3. Predicate Rewriting:By replacing functions with simpler, index-friendly predicates (LIKE instead of UPPER+SUBSTR, direct date ranges instead of TRUNC), we enabled the optimizer to leverage existing indexes without requiring new index creation.

4. Statistics Management:Proactive statistics gathering ensured the optimizer made intelligent decisions about join order and access paths.

Lessons Learned

• Functions are Index Killers:Always store normalized data and avoid functions on indexed columns

• Pre-aggregation Scales:For queries dealing with massive fact tables, materialized views outperform dynamic aggregation

• Composite Indexes Matter:Strategic multi-column indexes are more effective than numerous single-column indexes

• Monitoring is Continuous:Even after optimization, ongoing monitoring ensures sustained performance as data volumes grow

This optimization transformed a bottleneck operation into a real-time analytical capability, demonstrating how systematic query analysis and multi-pronged optimization strategies can deliver dramatic performance improvements in banking environments where milliseconds matter.

Key Takeaway

Slow queries rarely have single causes.

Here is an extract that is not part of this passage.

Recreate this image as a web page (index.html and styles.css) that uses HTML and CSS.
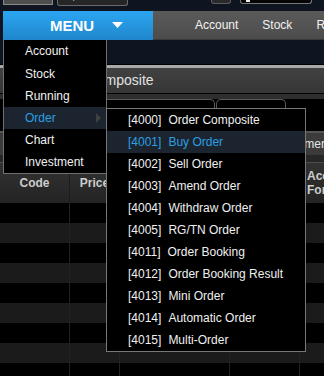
FILE: index.html
```html
<!DOCTYPE html>
<html lang="en">
<head>
  <meta charset="UTF-8">
  <meta name="viewport" content="width=device-width, initial-scale=1.0">
  <title>Order Composite</title>
  <link rel="stylesheet" href="styles.css">
</head>
<body>
  <div class="top-strip">
    <div class="search-input"></div>
    <div class="search-btn">
      <svg width="9" height="9" viewBox="0 0 9 9"><circle cx="3.6" cy="3.6" r="2.6" fill="none" stroke="#fff" stroke-width="1.4"/><path d="M5.5 5.5 L8.3 8.3" stroke="#fff" stroke-width="1.6"/></svg>
      <span>Search</span>
    </div>
    <div class="small-btn">...</div>
    <div class="top-input"><span class="caret"></span></div>
  </div>

  <div class="menubar">
    <div class="menu-btn">
      <span>MENU</span>
      <svg width="11" height="6" viewBox="0 0 11 6"><path d="M0 0 H11 L5.5 6 Z" fill="#fff"/></svg>
    </div>
    <div class="bar-links">
      <span class="bar-link">Account</span>
      <span class="bar-link">Stock</span>
      <span class="bar-link">Running</span>
    </div>
  </div>

  <div class="window">
    <div class="win-title">Order Composite</div>
    <div class="tabs">
      <div class="tab tab-a"></div>
      <div class="tab tab-b"></div>
      <div class="tab tab-c"></div>
    </div>
    <div class="toolbar"><span class="field-label">Customer</span></div>
    <div class="sep"></div>
    <div class="grid-head">
      <div class="col c1">Code</div>
      <div class="col c2">Price</div>
      <div class="col c3"></div>
      <div class="col c4"></div>
      <div class="col c5 left">Acc<br>For</div>
    </div>
    <div class="rows">
      <div class="row"><div class="cell c1"></div><div class="cell c2"></div><div class="cell c3"></div><div class="cell c4"></div><div class="cell c5"></div></div>
      <div class="row"><div class="cell c1"></div><div class="cell c2"></div><div class="cell c3"></div><div class="cell c4"></div><div class="cell c5"></div></div>
      <div class="row"><div class="cell c1"></div><div class="cell c2"></div><div class="cell c3"></div><div class="cell c4"></div><div class="cell c5"></div></div>
      <div class="row"><div class="cell c1"></div><div class="cell c2"></div><div class="cell c3"></div><div class="cell c4"></div><div class="cell c5"></div></div>
      <div class="row"><div class="cell c1"></div><div class="cell c2"></div><div class="cell c3"></div><div class="cell c4"></div><div class="cell c5"></div></div>
      <div class="row"><div class="cell c1"></div><div class="cell c2"></div><div class="cell c3"></div><div class="cell c4"></div><div class="cell c5"></div></div>
      <div class="row"><div class="cell c1"></div><div class="cell c2"></div><div class="cell c3"></div><div class="cell c4"></div><div class="cell c5"></div></div>
      <div class="row"><div class="cell c1"></div><div class="cell c2"></div><div class="cell c3"></div><div class="cell c4"></div><div class="cell c5"></div></div>
      <div class="row"><div class="cell c1"></div><div class="cell c2"></div><div class="cell c3"></div><div class="cell c4"></div><div class="cell c5"></div></div>
    </div>
  </div>

  <!-- main dropdown -->
  <ul class="dropdown">
    <li>Account</li>
    <li>Stock</li>
    <li>Running</li>
    <li class="active">Order<span class="arrow"></span></li>
    <li>Chart</li>
    <li>Investment</li>
  </ul>

  <!-- order submenu -->
  <ul class="submenu">
    <li><span class="code">[4000]</span>Order Composite</li>
    <li class="active"><span class="code">[4001]</span>Buy Order</li>
    <li><span class="code">[4002]</span>Sell Order</li>
    <li><span class="code">[4003]</span>Amend Order</li>
    <li><span class="code">[4004]</span>Withdraw Order</li>
    <li><span class="code">[4005]</span>RG/TN Order</li>
    <li><span class="code">[4011]</span>Order Booking</li>
    <li><span class="code">[4012]</span>Order Booking Result</li>
    <li><span class="code">[4013]</span>Mini Order</li>
    <li><span class="code">[4014]</span>Automatic Order</li>
    <li><span class="code">[4015]</span>Multi-Order</li>
  </ul>
</body>
</html>
```

FILE: styles.css
```css
body {
  margin: 0;
  width: 324px;
  height: 376px;
  overflow: hidden;
  position: relative;
  background-color: #0f1520;
  font-family: 'Liberation Sans', Arial, sans-serif;
  font-size: 12px;
  color: #f0f0f0;
}

/* top strip, mostly scrolled out of view */
.top-strip {
  height: 11px;
  display: flex;
  align-items: flex-end;
  overflow: hidden;
}
.search-input {
  margin-left: 3px;
  width: 48px;
  height: 20px;
  margin-bottom: 6px;
  background: #4e4e4e;
  border: 1px solid #8a8a8a;
  border-top: none;
}
.search-btn {
  margin-left: 4px;
  width: 71px;
  height: 22px;
  margin-bottom: 5px;
  background: #262626;
  border: 1px solid #6a6a6a;
  border-top: none;
  border-radius: 0 0 3px 3px;
  display: flex;
  align-items: flex-end;
  justify-content: center;
  gap: 3px;
  padding-bottom: 4px;
  box-sizing: border-box;
  line-height: 12px;
  font-size: 13px;
}
.small-btn {
  margin-left: 83px;
  width: 18px;
  height: 20px;
  margin-bottom: 7px;
  background: #2a2a2a;
  border: 1px solid #5c5c5c;
  border-top: none;
  border-radius: 0 0 3px 3px;
  font-size: 10px;
  line-height: 12px;
  text-align: center;
  color: #ccc;
}
.top-input {
  margin-left: 9px;
  width: 70px;
  height: 20px;
  margin-bottom: 7px;
  background: #050505;
  border: 1px solid #777;
  border-top: none;
  border-radius: 0 0 3px 3px;
  position: relative;
}
.caret {
  position: absolute;
  left: 5px;
  bottom: 1px;
  width: 4px;
  height: 3px;
  background: #eee;
}

/* menu bar */
.menubar {
  height: 29px;
  display: flex;
  padding-left: 3px;
}
.menu-btn {
  width: 150px;
  background: linear-gradient(#2ca6f2, #1f86cc);
  display: flex;
  align-items: center;
  padding-left: 47px;
  box-sizing: border-box;
  gap: 18px;
  font-size: 15px;
  font-weight: bold;
  color: #fff;
}
.menu-btn svg {
  margin-top: -1px;
}
.bar-links {
  flex: 1;
  display: flex;
  align-items: center;
  padding-left: 30px;
  background: linear-gradient(#5a5a5a, #4c4c4c);
  border-bottom: 1px solid #3a3a3a;
  white-space: nowrap;
  overflow: hidden;
}
.bar-link {
  padding: 0 12px;
  color: #f2f2f2;
}

/* window behind the menus */
.window {
  margin-top: 24px;
  border-top: 1px solid #000;
  overflow: hidden;
}
.win-title {
  border-top: 3px solid #a9a9a9;
  height: 25px;
  line-height: 25px;
  padding-left: 47px;
  font-size: 14px;
  color: #e2e2e2;
  background: linear-gradient(#414141, #363636);
  border-bottom: 1px solid #000;
}
.tabs {
  height: 37px;
  display: flex;
  gap: 1px;
  padding-left: 5px;
  background: linear-gradient(#2e2e2e 0 5px, #000 5px);
}
.tab {
  margin-top: 5px;
  background: #000;
  border: 1px solid #575757;
  border-bottom: none;
  border-radius: 5px 5px 0 0;
}
.tab-a { width: 90px; }
.tab-b { width: 115px; }
.tab-c { width: 68px; }

.toolbar {
  height: 22px;
  border-top: 2px solid #555;
  background: #3b3b3b;
  padding-left: 273px;
  line-height: 22px;
  color: #e6e6e6;
  white-space: nowrap;
}
.sep {
  height: 7px;
  background: #272727;
  border-bottom: 1px solid #4c4c4c;
}

/* grid */
.grid-head,
.row {
  display: flex;
  width: 380px;
}
.grid-head {
  height: 40px;
  background: linear-gradient(#323232, #242424);
  font-weight: bold;
  color: #cdcdcd;
}
.col {
  display: flex;
  align-items: center;
  justify-content: center;
  text-align: center;
  border-right: 1px solid #1c1c1c;
  box-sizing: border-box;
  line-height: 14px;
  overflow: hidden;
  white-space: nowrap;
}
.col.left {
  justify-content: flex-start;
  text-align: left;
  padding-left: 7px;
}
.c1 { width: 70px; }
.c2 { width: 50px; }
.c3 { width: 110px; }
.c4 { width: 70px; }
.c5 { width: 80px; }

.row {
  height: 20px;
  background: #000;
}
.row:nth-child(even) {
  background: #1b1b1b;
}
.cell {
  border-right: 1px solid #222;
  box-sizing: border-box;
}

/* dropdown menus */
.dropdown,
.submenu {
  position: absolute;
  margin: 0;
  padding: 0;
  list-style: none;
  background: #000;
  box-sizing: border-box;
}
.dropdown {
  left: 3px;
  top: 40px;
  width: 104px;
  border: 1px solid #707070;
  border-top: none;
}
.submenu {
  left: 106px;
  top: 108px;
  width: 200px;
  border: 1px solid #777;
}
.dropdown li,
.submenu li {
  height: 22px;
  line-height: 22px;
  padding-left: 21px;
  white-space: nowrap;
  position: relative;
}
.dropdown li:first-child {
  height: 23px;
  line-height: 23px;
}
.dropdown li.active,
.submenu li.active {
  background: #1c252f;
  color: #2b9fe2;
}
.arrow {
  position: absolute;
  left: 92px;
  top: 6px;
  width: 0;
  height: 0;
  border-top: 5px solid transparent;
  border-bottom: 5px solid transparent;
  border-left: 5px solid #414141;
}
.code {
  display: inline-block;
  margin-right: 7px;
}
```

This case study demonstrates that the most effective optimization approach combines: – Index strategy refinement – Query logic restructuring – Pre-aggregation layers – Statistics management – Continuous monitoring

For data analysts and engineers working with large banking datasets, these principles are universally applicable and can typically deliver 10-100x performance improvements.